Lacking the skills to do it myself I'm entrusting my local garage with it.  The said it would be cheaper to get a kit myself.


Question is....do I need the full kit with bleed nipple etc... or just a kit with the seals?  I'm going to have the pistons changed too.
Been advised to avoid Ebay ones as they aren't the best but I'll be guided by yourselves on that front?


And advice on kits would be most welcome.  And pads whilst I'm there.....

Gnasher:
The kit/s are available from Yamaha these are with and without pistons

1. A piston and seals (one side) is 51L-W0057-00 £71.71 last time I bought and fitted one, you'll need 2 kits if you want to replace both sides.

2. Seal kit this contains seals for both sides i.e. 2 main and 2 dust seals 51L-W0047-11 £38.33 last time I bought a kit.

You can get cheaper and almost same quality: - 

Yambits
Piston and seal kit £19.99 https://yambits.co.uk/fzs600-fazer-brake-caliper-piston-kit-rear-p-27154.html

Seal kit £5.99 you need 2 of them https://yambits.co.uk/fzs600-fazer-brake-caliper-piston-seal-kit-rear-p-18070.html

If you or the stealer are going to do the job properly, the caliper should be be split.  In which case I would recommend you also replace the caliper body seal Yamaha don't supply this.  They either intend the body isn't split (possible but harder and needs specialist tools to do the job, to guarantee not damaging the pistons) or reused, Which is possible but often the seal has become hardened and won't reseal properly if reused. 

In which case you need this from Yambits £2.99 https://yambits.co.uk/fzs600-fazer-brake-caliper-body-fluid-seal-rear-p-92407.html of the same part can be obtained from Suzuki's GS500 rear caliper.   

These kits from Yambits are good quality although not as good as OE, it's personal choice and pocket depth.

There is others like Wemto but I personally don't use them, I found their quality to be crap and not much better or the same as crap cheap fleebay stuff.

Other parts may also be required if they can't be cleaned or are damaged

Pad pins you may need 2

Yamaha
4FL-25924-00 £10.74 each

Yambits
https://yambits.co.uk/fzs600-fazer-brake-caliper-pad-pin-kit-rear-p-55618.html £6.99

Bleed screws you may need 2

Yamaha
15BW004800 £13.45 each this includes the dust cap

Yambits
https://yambits.co.uk/fzs600-fazer-brake-caliper-bleed-nipple-rear-p-5935.html £2.99

https://yambits.co.uk/fzs600-fazer-bleed-screw-nipple-cover-p-29313.html £1.25

It's also possible the Pad support shim is corroded/broken

This is only available from Yamaha 51L-25919-00 £12.64

All that said the actual condition of the caliper bodies, pistons etc will determine what you actually need.  Pistons can be cleaned and reused for example, the same may apply to bleed nipples, pad pins, dust cap and pad support.     

Middy2000:
Thanks for that. My head is officially spinning.

Middy2000:
So an update.

Got told that a new motorcycle place had opened near me so i gave them a ring. They'd only been open a few days as a new business but had loads of experience between them.
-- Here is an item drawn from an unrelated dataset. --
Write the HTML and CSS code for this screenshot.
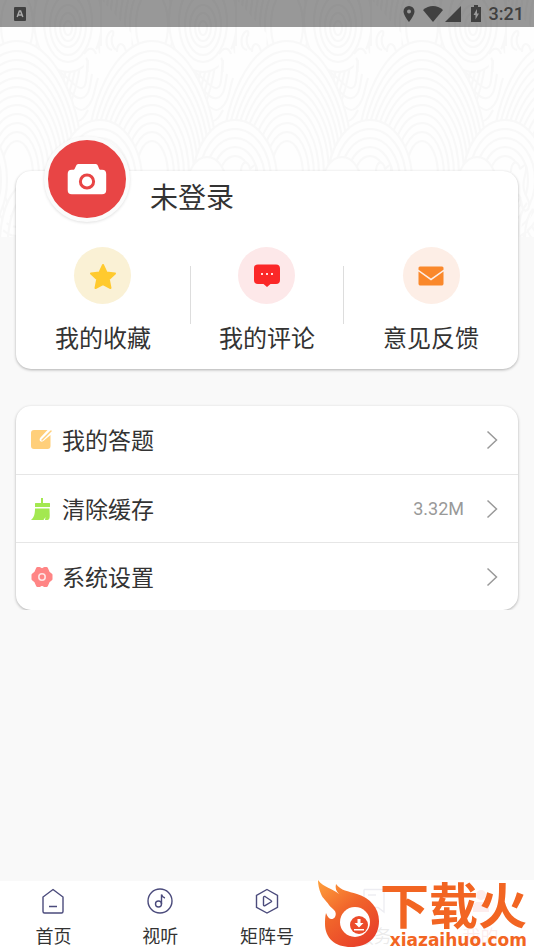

Explained the issue and they knew the FZS and the caliper design fault.
Quoted £60 to supply and fit the service kit including pistons. 
Dropped her off and 24hrs later get a call to say it's done.
They found a fair bit of corrosion so gave it a real good clean up and replaced seals etc & one piston.

They said they felt a bit bad charging £75 owing to the extra time cleaning up the caliper but they did notice my centre stand was stiff so took it off and regreased it and also topped up my tyre pressures.  They'd obviously given the bike a good check over.

Brake feels spots on. They're getting an MOT bay next week so she'll be going back for that.

Cadwell Motorcycles Ltd
Louth
Lincolnshire

NJD:

I've only just seen this but just to give my two cents...


You were quoted sixty pounds and then told seventy-five, that's a joke: both the amount and them changing price. Them also doing work on your bike that you didn't ask them too would grind my gears. You never really need to remove the centre stand at all, but agree it does get stiff. Just simply lye down on the ground and spray water or brake cleaner or degreaser into the middle of the mounting bolt on either side whilst working the stand with your hand up and down and it will eventually free and work as normal. Never try to remove it at home, the things a pain in the arse to fit.


Getting a track pump from halfords or alike with a PSI gauge on and topping the tyres up once a week is usually enough. Make sure you do it before a ride when the tyres are cold.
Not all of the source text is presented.